Melanie and I recently had a few days off from school, during the Korean holiday of seokga tanisil (석가탄신일), more commonly called Buddha’s birthday. This holiday is one of the main travel times in Korea, with many people traveling to visit family and relatives. Any tourist destination is usually booked solid, as was the case in Busan this year where literally every hotel, hostel, pension, and jimjilbang in the city were sold out.
So rather than fight the crowds and traffic, we chose to leave mainland Korea and spend some time exploring one of the country’s numerous offshore island communities. We chose Eocheong-do (어청도), a small island approximately 70 kilometers west of the port city of Gunsan-si (군산시). Here are some logistics.
Being an island, the only way to get to Eocheong-do is by ferry. Ferries depart once daily during the week, and twice on Saturday and Sunday, from the Gunsan Coastal Ferry Terminal. During the week the ferry departs at 9:00AM; on weekends you can choose between a 7:30AM or 1:30PM departure time. However, ferries are often cancelled due to fog, rough seas, or bad weather, so be sure to check the weather before leaving the mainland. The ferry ride itself lasts about 2½ hours, with a short stop at nearby Yeon-do (연도). Tickets for a one-way trip will cost around 25,000 won at the time of this writing; these tickets can be ordered ahead of time by phone or online, but unless you have a solid grip of the Korean language, it’s best to buy your tickets at the Ferry Terminal the day of your trip. You will need a valid photo ID to board the ferry; for non-Koreans, a passport or Alien Registration Card (ARC) will suffice.
WHERE TO STAY
Eocheong-do is a small island community, with a population of only about 400 residents. As such, don’t expect any 5-star hotels with room service on this trip. However, minbaks (민박) are plentiful and affordable throughout Eocheongdo-ri, the main village on the island. A minbak, or “homestay,” is a bed-and-breakfast style accommodation, with a traditional Korean feel.
Expect a sleeping mat, blankets, and an ondol-heated floor in place of a bed; however, some minbaks may offer Western-style beds for an additional cost. This may seem frightening at first, but minbaks are usually very clean and comfortable, and the owners are always friendly and helpful, even if they do not speak much English. Prices range from 10,000 won per night to upwards of 40-50,000 won for more popular tourist destinations at peak travel times; in some cases you can even negotiate a price with your hosts. In many cases, a minbak will also have a restaurant attached, or be located close to one; you are not obligated to eat there if you do not want to.
WHAT TO DO
The island is shaped like a crescent, and has a steep ridge running along the edge. Half of the island is part of a military base, and is fenced off to the general public and visitors. However, the remaining half of the island is lined with hiking trails. The village of Eocheongdo-ri, though small, offers a variety of restaurants, a large public pavilion, a church, a seaside boardwalk, a lighthouse, and numerous gardens through which one can meander. The residents of the island are especially friendly; don’t be surprised if you’re invited for a drink or a meal by a total stranger. Koreans as a people are still very curious about foreigners, but unlike most places I’ve traveled to within mainland Korea, the people of Eocheong-do are far more polite about their curiousity. I did not find that anyone stopped and stared at me, or was even all that surprised to see me. If anything, people treated me as though I was just another resident whom they hadn’t seen in awhile.

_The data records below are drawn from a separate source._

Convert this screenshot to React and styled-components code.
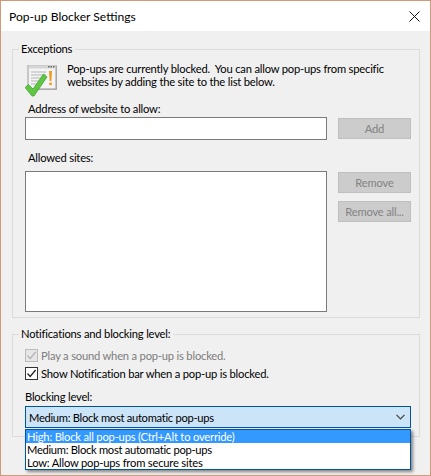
import React from 'react';
import styled, { createGlobalStyle } from 'styled-components';

const Global = createGlobalStyle`
  html, body { margin: 0; padding: 0; background: #f0f0f0; }
  body { font-family: Lato, "Open Sans", sans-serif; }
`;

const Window = styled.div`
  box-sizing: border-box;
  width: 431px;
  height: 476px;
  border: 1px solid #cf9a78;
  background: #f0f0f0;
  display: flex;
  flex-direction: column;
  position: relative;
  overflow: hidden;
  font-size: 11.2px;
  letter-spacing: -0.2px;
  line-height: 13px;
  color: #000;
`;

const TitleBar = styled.div`
  height: 30px;
  flex: none;
  background: #fff;
  display: flex;
  align-items: center;
  justify-content: space-between;
  padding: 0 10px 0 8px;
  font-size: 12.1px;
  letter-spacing: 0;
`;

const Body = styled.div`
  flex: 1;
  padding: 11px 11px 0;
  display: flex;
  flex-direction: column;
  gap: 9px;
`;

const Group = styled.fieldset`
  box-sizing: border-box;
  margin: 0;
  padding: 0 7px 0 12px;
  width: 408px;
  height: ${p => p.$height}px;
  border: 1px solid #dcdcdc;
  min-width: 0;
`;

const Legend = styled.legend`
  padding: 0 3px 0 2px;
  margin-left: -6px;
  line-height: 14px;
`;

const Message = styled.div`
  display: flex;
  gap: 10px;
  margin-top: 5px;
  height: 41px;
`;

const IconSlot = styled.div`
  flex: none;
  width: 32px;
  height: 32px;
  margin-top: 4px;
`;

const MessageText = styled.p`
  margin: 0;
  padding-top: 1px;
  white-space: pre;
`;

const Label = styled.div`
  margin-left: ${p => p.$indent || 0}px;
  margin-top: ${p => p.$top || 0}px;
  height: 13px;
`;

const Row = styled.div`
  display: flex;
  gap: 11px;
  margin-top: ${p => p.$top || 0}px;
`;

const Field = styled.div`
  box-sizing: border-box;
  width: 302px;
  height: ${p => p.$height}px;
  flex: none;
  background: #fff;
  border: 1px solid #7a7a7a;
`;

const Buttons = styled.div`
  display: flex;
  flex-direction: column;
  gap: 8px;
  padding-top: 1px;
`;

const Button = styled.div`
  box-sizing: border-box;
  width: 73px;
  height: 21px;
  background: #cccccc;
  border: 1px solid #bfbfbf;
  color: #838383;
  display: flex;
  align-items: center;
  justify-content: center;
  white-space: nowrap;
`;

const CheckRow = styled.div`
  display: flex;
  align-items: center;
  gap: 3px;
  height: 13px;
  margin-top: ${p => p.$top}px;
  color: ${p => (p.$disabled ? '#7d7d7d' : '#000')};
`;

const Box = styled.span`
  box-sizing: border-box;
  width: 13px;
  height: 13px;
  flex: none;
  border: 1px solid ${p => (p.$disabled ? '#bcbcbc' : '#333')};
  background: ${p => (p.$disabled ? '#e6e6e6' : '#fff')};
  display: flex;
  align-items: center;
  justify-content: center;
`;

const Combo = styled.div`
  box-sizing: border-box;
  width: 386px;
  height: 22px;
  margin-top: 3px;
  padding: 0 5px 0 3px;
  background: #cce4f7;
  border: 1px solid #005499;
  display: flex;
  align-items: center;
  justify-content: space-between;
`;

const ComboText = styled.span`
  letter-spacing: -0.3px;
`;

const Dropdown = styled.ul`
  position: absolute;
  left: 24px;
  top: 428px;
  box-sizing: border-box;
  width: 386px;
  height: 41px;
  margin: 0;
  padding: 0;
  list-style: none;
  background: #fff;
  border: 1px solid #005499;
  box-shadow: 2px 2px 3px rgba(0, 0, 0, 0.45);
`;

const Option = styled.li`
  height: 13px;
  padding-left: 1px;
  white-space: nowrap;
  color: ${p => (p.$active ? '#fff' : '#000')};
  background: ${p => (p.$active ? '#3399ff' : 'transparent')};
`;

const Check = ({ color }) => (
  <svg width="11" height="11" viewBox="0 0 11 11" fill="none">
    <path d="M1.5 5.5 L4.2 8.4 L9.6 2" stroke={color} strokeWidth="1.3" />
  </svg>
);

const InfoIcon = () => (
  <svg width="32" height="32" viewBox="0 0 32 32">
    <rect x="4" y="1" width="28" height="24" fill="#b9b9b9" />
    <rect x="3" y="0" width="28" height="24" fill="#f4f4f4" stroke="#9a9a9a" strokeWidth="1" />
    <rect x="3.5" y="0.5" width="27" height="3" fill="#d5d5d5" />
    <rect x="23" y="1" width="1.5" height="1.5" fill="#666" />
    <rect x="25.5" y="1" width="1.5" height="1.5" fill="#666" />
    <rect x="28" y="1" width="1.5" height="1.5" fill="#666" />
    <path d="M6 7h15M6 10h15M6 13h15M6 16h12M6 19h8" stroke="#b5b5b5" strokeWidth="1" />
    <path d="M24 6h3l-.6 10h-1.8z" fill="#f29a1d" />
    <rect x="24.3" y="17.6" width="2.5" height="2.5" fill="#f29a1d" />
    <path d="M0 22.5 L3.5 19.5 L8 24 L18.5 9 L22 12 L9 31 L7 31 Z" fill="#5fc644" stroke="#3d9e2c" strokeWidth="0.7" />
  </svg>
);

const Close = () => (
  <svg width="11" height="11" viewBox="0 0 11 11">
    <path d="M0.5 0.5 L10.5 10.5 M10.5 0.5 L0.5 10.5" stroke="#111" strokeWidth="1" fill="none" />
  </svg>
);

const Chevron = () => (
  <svg width="9" height="6" viewBox="0 0 9 6">
    <path d="M0.5 0.8 L4.5 4.8 L8.5 0.8" stroke="#444" strokeWidth="1.2" fill="none" />
  </svg>
);

export default function App() {
  return (
    <Window>
      <Global />
      <TitleBar>
        <span>Pop-up Blocker Settings</span>
        <Close />
      </TitleBar>
      <Body>
        <Group $height={276}>
          <Legend>Exceptions</Legend>
          <Message>
            <IconSlot><InfoIcon /></IconSlot>
            <MessageText>{'Pop-ups are currently blocked.  You can allow pop-ups from specific\nwebsites by adding the site to the list below.'}</MessageText>
          </Message>
          <Label $indent={3}>Address of website to allow:</Label>
          <Row $top={2}>
            <Field $height={23} />
            <Buttons><Button>Add</Button></Buttons>
          </Row>
          <Label $indent={3} $top={11}>Allowed sites:</Label>
          <Row $top={7}>
            <Field $height={141} />
            <Buttons>
              <Button>Remove</Button>
              <Button>Remove all...</Button>
            </Buttons>
          </Row>
        </Group>
        <Group $height={110}>
          <Legend>Notifications and blocking level:</Legend>
          <CheckRow $disabled $top={8}>
            <Box $disabled><Check color="#b4b4b4" /></Box>
            <span>Play a sound when a pop-up is blocked.</span>
          </CheckRow>
          <CheckRow $top={5}>
            <Box><Check color="#222" /></Box>
            <span>Show Notification bar when a pop-up is blocked.</span>
          </CheckRow>
          <Label $top={10}>Blocking level:</Label>
          <Combo>
            <ComboText>Medium: Block most automatic pop-ups</ComboText>
            <Chevron />
          </Combo>
        </Group>
      </Body>
      <Dropdown>
        <Option $active>High: Block all pop-ups (Ctrl+Alt to override)</Option>
        <Option><ComboText>Medium: Block most automatic pop-ups</ComboText></Option>
        <Option>Low: Allow pop-ups from secure sites</Option>
      </Dropdown>
    </Window>
  );
}
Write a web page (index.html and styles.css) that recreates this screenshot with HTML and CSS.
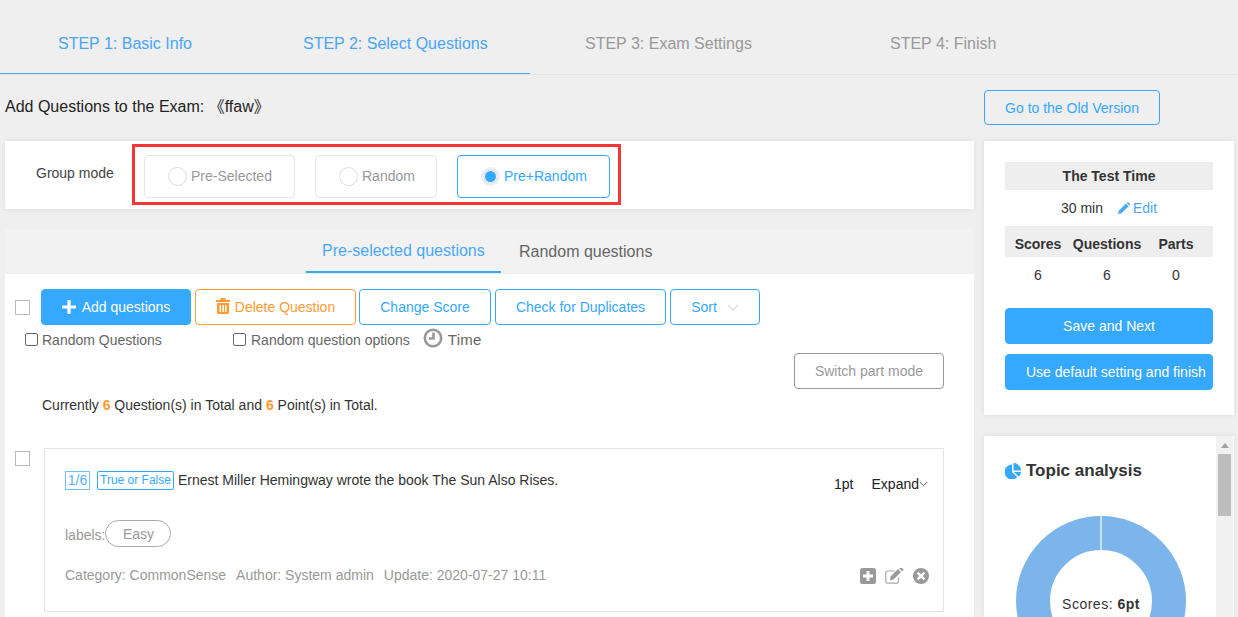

The main reason to go to Eocheong-do is for the birding. Its position in the Yellow Sea makes it an oasis for migrant birds flying from China to the Korean peninsula. Eocheong-do is well known in Korea and elsewhere as a hotspot for birding during the spring migration. Many rare and accidental species have been documented here over the years. In fact, birding-based ecotourism is starting to catch on, and the island’s economy is shifting to promote its natural treasures.
Our visit to Eocheong-do was immensely relaxing, and the birding was some of the best I’ve had anywhere in Korea (where else can you see 100 species in just a long weekend?). I’ll post about our birding experiences in another installment.